As Josh put it, there was never a break. Since he was always running free we had to follow him around the house, making sure he wasn’t taking a pee break inside or chewing a shoe (he has a thing for barefoot shoes), but Camille has to be watched in the same way or I’m likely to find that she’s taken off her diaper and smeared lotion all over her body (yes, that actually happened). Since school started last week I’ve been home by myself all day and it is too much for one person to handle. I’ve been praying this week that it would be clear whether we made a mistake in adopting him or not so we can find him a better placement if that would be best for everyone. Jonah was the same way as far as getting into everything, but I could at least put him “to bed” for cooling off periods when he was getting to be too much to handle. I could have put Micah in the crate, but it would have involved catching him, carrying him and then having to listen to ear piercing shrieks. Not exactly relaxing or endearing to the neighbors. I tried all the “give him a delicious treat to keep him busy” advice, but he would be so anxious he couldn’t do anything but focus on getting out of the crate. Ironic that I have a dog with anxiety, isn’t it? Out of desperation, I looked online and there actually is anti-anxiety medication you can give to dogs. Josh just rolled his eyes and said, “This is getting ridiculous.”

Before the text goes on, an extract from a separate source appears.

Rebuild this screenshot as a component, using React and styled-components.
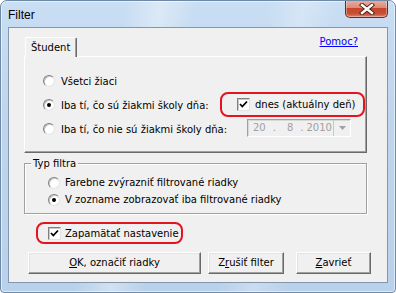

Micah’s not out of the woods yet, but I can say he seems to be doing better the past 2 days. He slept in his crate all night and didn’t need to go out at 4am like he has every other night since we got him. He’s not in love with the idea, but he has been going in willingly instead of having to lure him or catch him and assist him into the crate. I haven’t left the house since I’ve started working on our dog improvement system, but I have been putting him in the crate for 20 minutes at a time throughout the day and he’s tolerating that much better than before. I’m really hoping he can relax and not be so anxious — for his sake and for mine. I’m tempted to slip him a klonapin to take the edge off before I go somewhere (they really do give it to dogs — in amounts much greater than I ever took!), but maybe I should just take one myself instead.
Anyway, I hope this story has a happy ending. Actually, I’m sure it will have a happy ending either way. We’ll end up with a well adjusted dog or I will have loads of free time in my dog-free home.